Omit all pictures, then retype the data exactly as given.
===== Recorded information =====
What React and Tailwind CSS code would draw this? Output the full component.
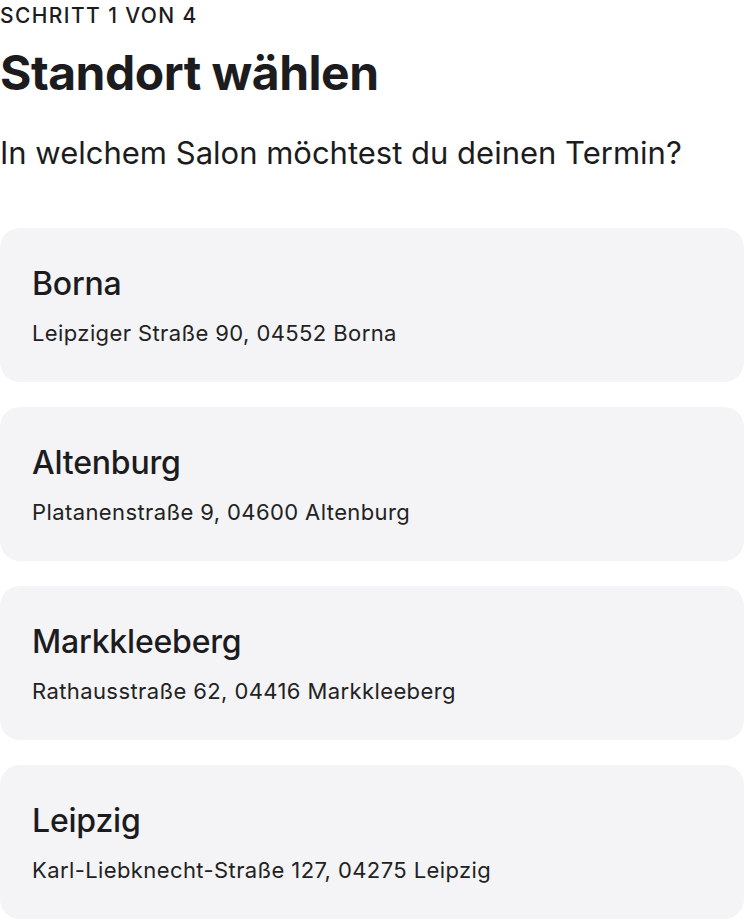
import React from 'react';

const salons = [
  { name: 'Borna', address: 'Leipziger Straße 90, 04552 Borna' },
  { name: 'Altenburg', address: 'Platanenstraße 9, 04600 Altenburg' },
  { name: 'Markkleeberg', address: 'Rathausstraße 62, 04416 Markkleeberg' },
  { name: 'Leipzig', address: 'Karl-Liebknecht-Straße 127, 04275 Leipzig' },
];

const SalonCard = ({ name, address }) => (
  <button className="w-full text-left bg-[#f4f4f6] rounded-[20px] px-8 pt-[38px] pb-[35px] flex flex-col gap-[17px]">
    <span className="text-[32px] leading-[36px] font-medium text-[#1c1c1e] tracking-[-0.2px]">{name}</span>
    <span className="text-[22px] leading-[28px] text-[#222] tracking-[0.4px]">{address}</span>
  </button>
);

export default function App() {
  return (
    <div className="w-[744px] bg-white font-['Inter',sans-serif] text-[#1c1c1e]">
      <p className="text-[21px] leading-[24px] font-medium tracking-[1.4px] pt-[4px]">SCHRITT 1 VON 4</p>
      <h1 className="text-[48px] leading-[56px] font-bold tracking-[-0.5px] mt-[17px]">Standort wählen</h1>
      <p className="text-[31px] leading-[40px] mt-[32px]">In welchem Salon möchtest du deinen Termin?</p>
      <div className="flex flex-col gap-[25px] mt-[55px]">
        {salons.map((s) => (
          <SalonCard key={s.name} {...s} />
        ))}
      </div>
    </div>
  );
}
=====
Completed task >>
What React and Tailwind CSS code would draw this? Output the full component.
import React from 'react';

const salons = [
  { name: 'Borna', address: 'Leipziger Straße 90, 04552 Borna' },
  { name: 'Altenburg', address: 'Platanenstraße 9, 04600 Altenburg' },
  { name: 'Markkleeberg', address: 'Rathausstraße 62, 04416 Markkleeberg' },
  { name: 'Leipzig', address: 'Karl-Liebknecht-Straße 127, 04275 Leipzig' },
];

const SalonCard = ({ name, address }) => (
  <button className="w-full text-left bg-[#f4f4f6] rounded-[20px] px-8 pt-[38px] pb-[35px] flex flex-col gap-[17px]">
    <span className="text-[32px] leading-[36px] font-medium text-[#1c1c1e] tracking-[-0.2px]">{name}</span>
    <span className="text-[22px] leading-[28px] text-[#222] tracking-[0.4px]">{address}</span>
  </button>
);

export default function App() {
  return (
    <div className="w-[744px] bg-white font-['Inter',sans-serif] text-[#1c1c1e]">
      <p className="text-[21px] leading-[24px] font-medium tracking-[1.4px] pt-[4px]">SCHRITT 1 VON 4</p>
      <h1 className="text-[48px] leading-[56px] font-bold tracking-[-0.5px] mt-[17px]">Standort wählen</h1>
      <p className="text-[31px] leading-[40px] mt-[32px]">In welchem Salon möchtest du deinen Termin?</p>
      <div className="flex flex-col gap-[25px] mt-[55px]">
        {salons.map((s) => (
          <SalonCard key={s.name} {...s} />
        ))}
      </div>
    </div>
  );
}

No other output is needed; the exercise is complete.